Financial reporting panel takes action on qualified accounts

The Financial Reporting Review Panel was established in 1990 as part the Financial Reporting Council. The Panel seeks to ensure that the annual accounts of public companies and large private companies comply with the requirements of the Companies Act and applicable accounting standards. In particular the scope of the Panel’s activity covers companies that are public limited companies (PLCs) (except PLCs that are subsidiaries in a small or medium-sized group), companies within a group headed by a PLC, and any company not qualifying as small or medium-sized under Companies Act rules.

In order to test compliance with relevant legislation and accounting standards, the Panel reviews the annual accounts of companies within its scope and keeps under review interim and final reports of certain other listed issuers; in addition since April 2006 the Panel also reviews directors’ reports. Where apparent departures from the requirements are envisaged the Panel can ask explanations of directors and, if they are not satisfactory, it will aim to persuade the directors to adopt a more appropriate accounting treatment by voluntarily withdrawing their accounts and replacing them with revised accounts that correct the matters in error. Depending on the circumstances, the Panel may accept another form of remedial action - for example, correction of the comparative figures in the next set of annual financial statements. If the directors of a company refuse or otherwise fail to carry out the correction required, the Panel can exercise its powers to secure the necessary revision of the accounts through a court order. To date the Panel has succeeded in resolving all cases brought to its attention without having to apply for a court order.

In June 2008 the Panel announced its approach to the review of accounts whose audit report is qualified for failure to comply with the Companies Act 1985. Previously the Panel had published a consultation paper in which it asked whether auditors would voluntarily report to them when they qualify a set of accounts and from the responses it emerged that auditors were unwilling to make such a report.

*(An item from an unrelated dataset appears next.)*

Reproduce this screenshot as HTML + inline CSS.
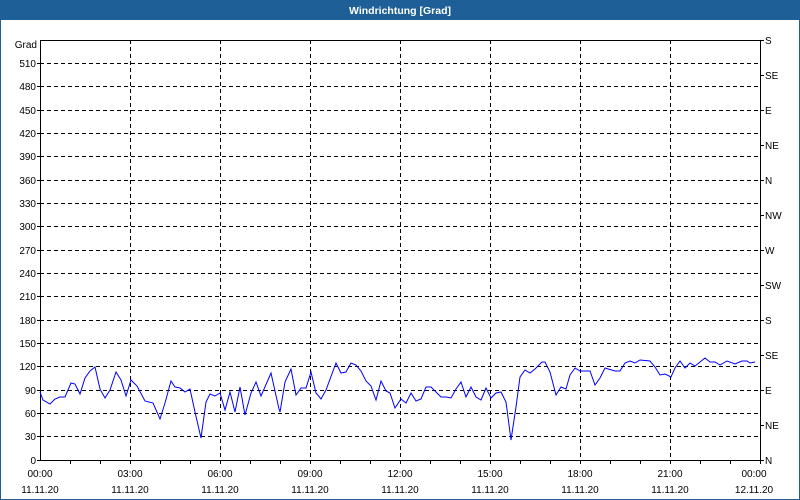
<!DOCTYPE html>
<html><head><meta charset="utf-8"><style>
html,body{margin:0;padding:0;background:#fff;}
svg{display:block;}
text{font-family:"Liberation Sans",sans-serif;font-size:10px;fill:#000;}
</style></head><body>
<svg width="800" height="500" xmlns="http://www.w3.org/2000/svg">
<rect x="0" y="0" width="800" height="500" fill="#fff"/>
<rect x="0.5" y="0.5" width="799" height="499" fill="none" stroke="#1d5f96" stroke-width="1"/>
<rect x="0" y="0" width="800" height="20" fill="#1d5f96"/>
<text x="400" y="14" text-anchor="middle" style="fill:#fff;font-weight:bold;font-size:10.5px">Windrichtung [Grad]</text>
<g stroke="#000" stroke-width="1" stroke-dasharray="4,3" fill="none">
<path d="M40 63.5H760M40 86.5H760M40 110.5H760M40 133.5H760M40 156.5H760M40 180.5H760M40 203.5H760M40 226.5H760M40 250.5H760M40 273.5H760M40 296.5H760M40 320.5H760M40 343.5H760M40 366.5H760M40 390.5H760M40 413.5H760M40 436.5H760"/>
<path d="M130.5 40V460M220.5 40V460M310.5 40V460M400.5 40V460M490.5 40V460M580.5 40V460M670.5 40V460"/>
</g>
<g stroke="#000" stroke-width="1" fill="none">
<path d="M40.5 40V461M40 40.5H760.5M760.5 40V461M40 460.5H761"/>
<path d="M70.5 461v3M100.5 461v3M130.5 461v3M160.5 461v3M190.5 461v3M220.5 461v3M250.5 461v3M280.5 461v3M310.5 461v3M340.5 461v3M370.5 461v3M400.5 461v3M430.5 461v3M460.5 461v3M490.5 461v3M520.5 461v3M550.5 461v3M580.5 461v3M610.5 461v3M640.5 461v3M670.5 461v3M700.5 461v3M730.5 461v3M760.5 461v3"/>
<path d="M761 40.5h3M761 75.5h3M761 110.5h3M761 145.5h3M761 180.5h3M761 215.5h3M761 250.5h3M761 285.5h3M761 320.5h3M761 355.5h3M761 390.5h3M761 425.5h3M761 460.5h3M37 63.5h3M37 86.5h3M37 110.5h3M37 133.5h3M37 156.5h3M37 180.5h3M37 203.5h3M37 226.5h3M37 250.5h3M37 273.5h3M37 296.5h3M37 320.5h3M37 343.5h3M37 366.5h3M37 390.5h3M37 413.5h3M37 436.5h3M37 460.5h3"/>
</g>
<g text-anchor="end">
<text x="37" y="48">Grad</text>
<text x="36" y="67">510</text><text x="36" y="90">480</text><text x="36" y="114">450</text><text x="36" y="137">420</text><text x="36" y="160">390</text><text x="36" y="184">360</text><text x="36" y="207">330</text><text x="36" y="230">300</text><text x="36" y="254">270</text><text x="36" y="277">240</text><text x="36" y="300">210</text><text x="36" y="324">180</text><text x="36" y="347">150</text><text x="36" y="370">120</text><text x="36" y="394">90</text><text x="36" y="417">60</text><text x="36" y="440">30</text><text x="36" y="464">0</text>
</g>
<g>
<text x="765" y="44">S</text><text x="765" y="79">SE</text><text x="765" y="114">E</text><text x="765" y="149">NE</text><text x="765" y="184">N</text><text x="765" y="219">NW</text><text x="765" y="254">W</text><text x="765" y="289">SW</text><text x="765" y="324">S</text><text x="765" y="359">SE</text><text x="765" y="394">E</text><text x="765" y="429">NE</text><text x="765" y="464">N</text>
</g>
<g text-anchor="middle">
<text x="40" y="477">00:00</text><text x="130" y="477">03:00</text><text x="220" y="477">06:00</text><text x="310" y="477">09:00</text><text x="400" y="477">12:00</text><text x="490" y="477">15:00</text><text x="580" y="477">18:00</text><text x="670" y="477">21:00</text><text x="754" y="477">00:00</text>
<text x="40" y="493">11.11.20</text><text x="130" y="493">11.11.20</text><text x="220" y="493">11.11.20</text><text x="310" y="493">11.11.20</text><text x="400" y="493">11.11.20</text><text x="490" y="493">11.11.20</text><text x="580" y="493">11.11.20</text><text x="670" y="493">11.11.20</text><text x="754" y="493">12.11.20</text>
</g>
<polyline fill="none" stroke="#0000ff" stroke-width="1" points="40,392 43,400 50,404 55,399 60,397 65,397 71,383 75,384 80,394 85,378 90,371 95,367 100,389 105,398 110,390 116,372 121,380 126,396 131,380 137,386 145,401 153,403 160,419 165,403 171,381 175,387 180,388 185,392 190,389 195,412 201,438 206,402 210,394 215,396 220,393 225,410 230,392 235,412 240,387 245,415 251,393 256,382 261,396 271,373 279,409 280,412 285,382 291,369 296,395 301,388 306,388 311,372 316,393 321,399 326,390 336,363 341,373 346,372 351,363 356,365 361,371 366,381 371,386 376,400 381,381 386,391 390,393 395,408 401,399 406,403 411,393 416,401 421,399 426,387 431,387 441,397 446,397 451,398 456,389 461,382 466,397 471,387 476,397 481,400 486,388 491,398 496,393 501,392 506,402 511,440 516,407 520,377 525,370 530,373 535,369 542,362 545,362 550,372 556,395 561,387 566,389 570,375 575,368 580,371 590,371 595,385 600,378 605,368 615,371 620,371 625,363 630,361 635,363 640,360 650,361 655,367 660,375 665,374 671,377 675,368 680,361 685,368 690,363 695,366 705,358 710,362 715,362 720,365 727,361 735,364 742,361 747,361 750,363 755,362"/>
</svg>
</body></html>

The Panel then arranged for other means of notification of qualified audit reports and received notification of over 740 qualified accounts. The approach announced by the Panel towards these accounts has been that of writing to more than 50 of the companies concerned, drawing attention to the directors’ responsibilities under the Companies Act to prepare accounts that comply with the law and accounting standards. The Panel will tell directors that, at this stage it will not be opening an enquiry into the accounts which have caused it to write, but it will review their next set of accounts and will take appropriate action in accordance with its operating procedures if the qualification remains. Therefore if the qualification is reiterated in the accounts of the following period, the Panel could ask the directors to revise the accounts and ultimately may apply to the court to seek a revision of defective accounts. The Panel will warn the directors concerned that the court may also order that the costs of the action and the revision should be paid by the directors personally if they were party to the approval of the defective accounts. 

The Panel hopes that this approach will encourage directors who presently prepare accounts that do not comply with the law to address the non-compliance so that neither the audit qualification nor a Panel enquiry is necessary in future.